Langsua boasts an extensive network of well-marked hiking trails, winding through forests and mountains. The Jotunheimstien Trail passes through the area, together with many other DNT (Norwegian Trekking Association) trails. Visit some of the many mountain peaks with Topptrimmen in Gausdal, Fjellstafetten in Øystre Slidre or Toppvandring in Torpa, or try guided tours with Espedalen aktiv fritid and guided tours by horse back with Fjellrittet.
The Langsua area offers an extensive network of groomed ski trails adjacent to the national park. Inside the national park there are only seasonally marked trails and no groomed tracks.
Visitors can find many starting points for skiing near the protected areas, such as Yddin in Øystre Slidre, Lenningen in Etnedal, Synnfjell in Torpa, Værskei and Synstgardseter in Gausdal, likewise Vassenden at Espedalsvatnet lake, and Verket in Espedalen valley. Have a look at the map and keep yourself updated regarding trail conditions at Skisporet.
Welcome to Langsua National Park
Remember, you are nature’s guest when visiting our protected areas. The first rule is to show consideration for all life around you – including other people.
The Right to Roam under the Outdoor Recreation Act gives everyone the opportunity to free non-motorized travel also in protected areas. All visitors must, however, show consideration so that animals and plants are not harmed or disturbed. Certain restrictions on activities are often in place in the nature reserves, such as restriction during certain seasons or all year round on use of boats, bikes, horses, dogs, camping, groups and events and the use of model boats. Check out the regulations for the nature reserve you want to visit. Read more about The Norwegian right to roam the countryside at the Norwegian Environment Agency.
- You have the freedom to roam through uncultivated land.
- Do not harm or disturb plant, animal or bird life, or other fellow visitors.
- All wild animals are protected except when hunted legally with a license in the hunting season.
- Cultural heritage sites may be protected, so don’t move stone structures or other objects.
- Tidy up after yourself and don’t leave rubbish behind.
- The use of motorized transport outside of roads is prohibited.
Dogs and livestock
- You have a duty to give way to livestock.
- Dogs must be kept on a leash between 1. April – 30. September in the municipalities of Gausdal, Nordre Land, Etnedal, Nord-Aurdal and Øystre Slidre. And in the municipalities of Nord-Fron and Sør-Fron until 15. October.

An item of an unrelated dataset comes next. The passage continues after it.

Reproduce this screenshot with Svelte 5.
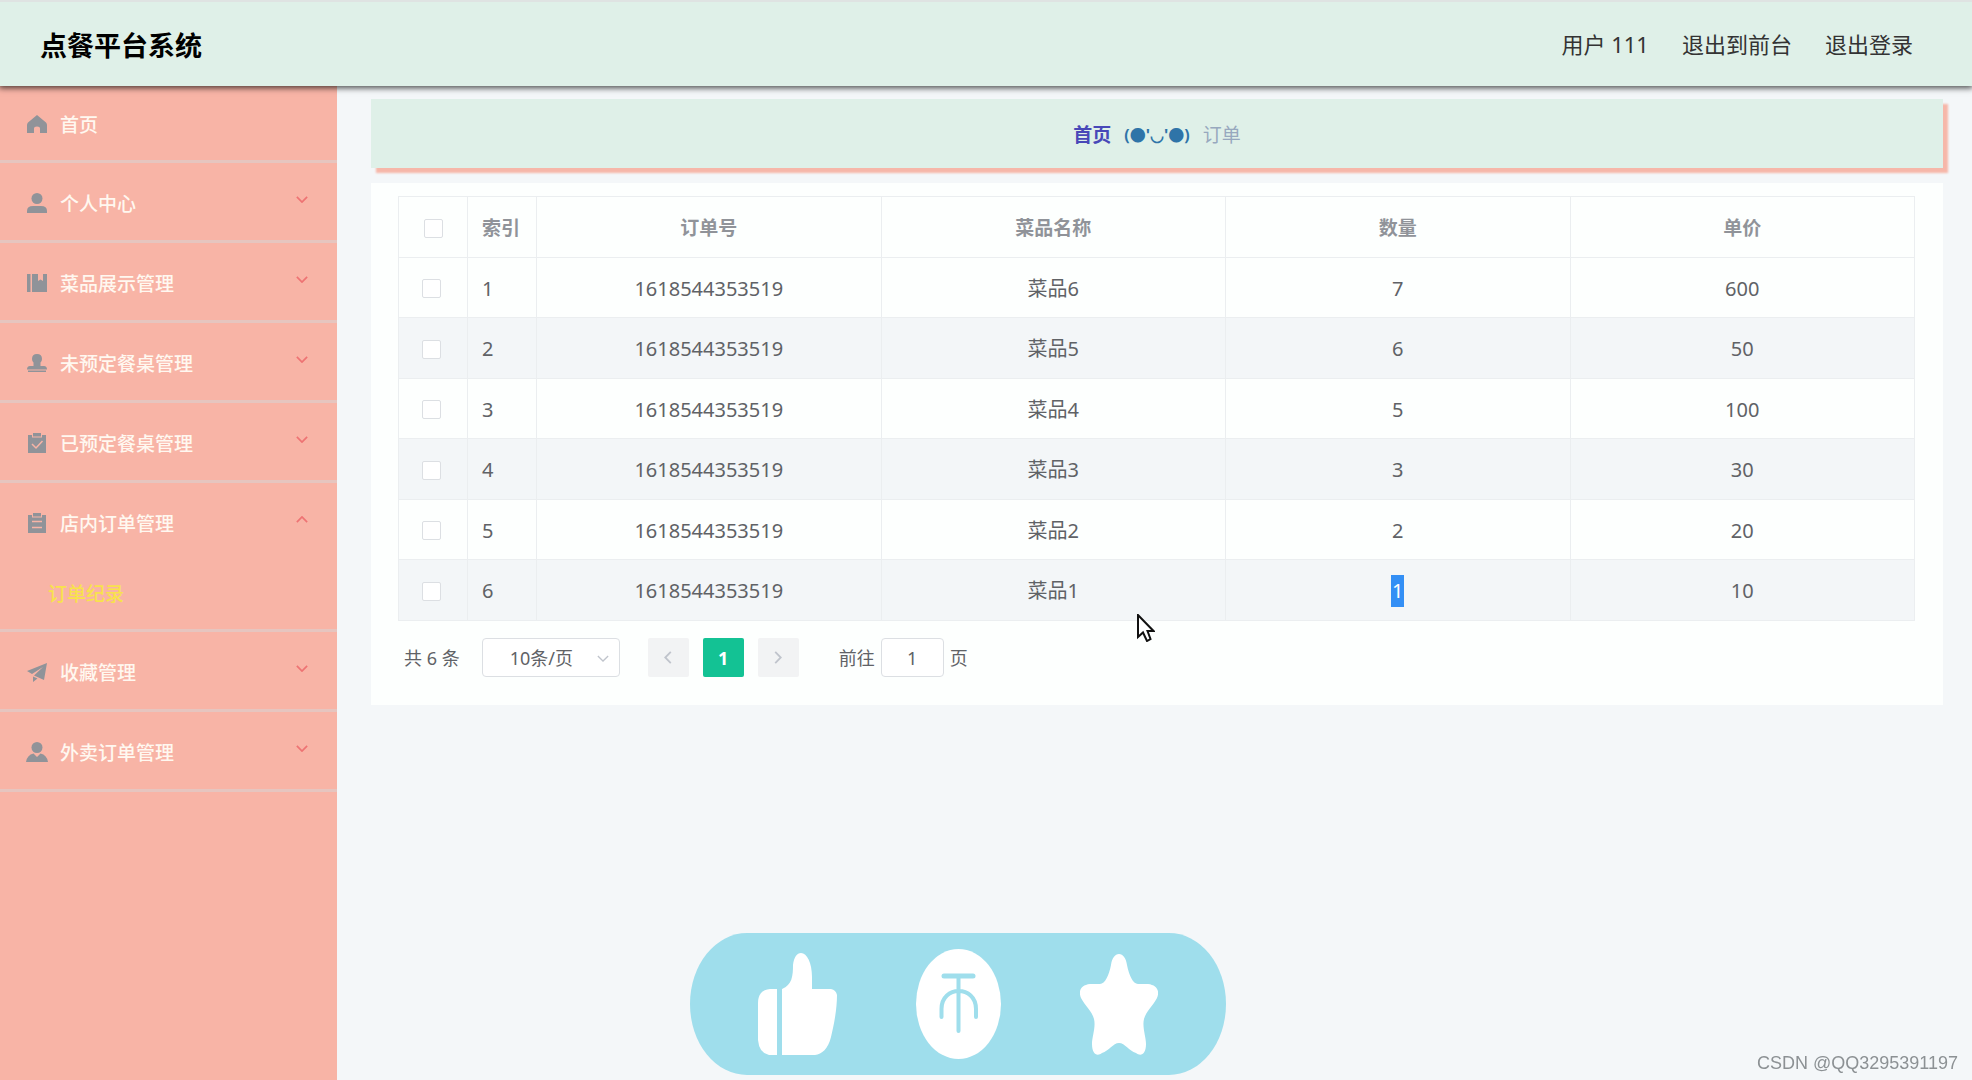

- Keep gates and other barriers closed at all times so that livestock can’t escape.
- Rubbish can kill animals, so don’t leave any behind!
- Duty of notification: If you see any injured animals, immediately contact the owner, the police +47 02800 or the Norwegian Food Safety Authority +47 22 40 00 00
Special information regarding organized activities in protected areas
For all organized activities, separate rules might apply. Contact the National Park Administration for information and permits.
Picking and gathering
Picking mushrooms, berries and common plants for one’s own use is permitted in the national park and in the protected landscapes. Picking berries and mushrooms for one’s own consumption is also permitted in the nature reserves. Apart from this, all gathering of plants and parts of plants is subject to application.
- Campfires are prohibited from 15. April to 15. September, except in places and at times where there are no obvious fire hazards. Follow the local regulations.
- Do not chop down trees or branches to use as firewood! In the national park and the nature reserves, visitors are permitted only to take as firewood branches and twigs found on the ground. In the protected landscapes it is permitted to use dry branches from fallen trees as well. Make small fires and don’t use more firewood than necessary. Please make sure campfires are managed in a safe manner and properly extinguished after use.
Camping in tents
In the national park, individual visitors and small groups, like a family, can camp in the same place for one week without permission from the national park authority. Organized groups must always apply for permission for any length of time.
- In the nature reserves, biking is only permitted on roads. In Hynna Nature Reserve, biking is permitted along Reinsåsvegen road and on the road from Reinsåsen to Hornsjøen from 20. June to 31. March.
- Electric bicycles are only permitted on roads open for motorized traffic. In the protected areas, electric bicycles are considered motorized vehicles.
- Horseback riding is permitted in the national park and in the protected landscapes.
- In the nature reserves, horseback riding is permitted only along roads, approved lanes and waymarked trails. In Hynna Nature Reserve, horseback riding is permitted along Reinsåsvegen road and on the road from Reinsåsen to Hornsjøen from 20. June to 31. March.
Fishing and hunting
- Fishing is permitted in accordance to fishing regulations.
- Hunting is permitted according to national hunting regulations in the national park, the protected landscapes and in Skardberga Nature Reserve. In other nature reserves only the hunting of moose, grouse and hares is permitted.
Drones and model aircraft
- The use of drones and model aircraft is not permitted in the national park and in the nature reserves.
- However, their use is permitted in the protected landscapes.
We recommend that visitors follow the extensive, approved trail network out of consideration for vulnerable wild animals during winter.
Use of boats
The use of boats is restricted in the nature reserves. Familiarize yourself with the rules of the specific reserve you are visiting.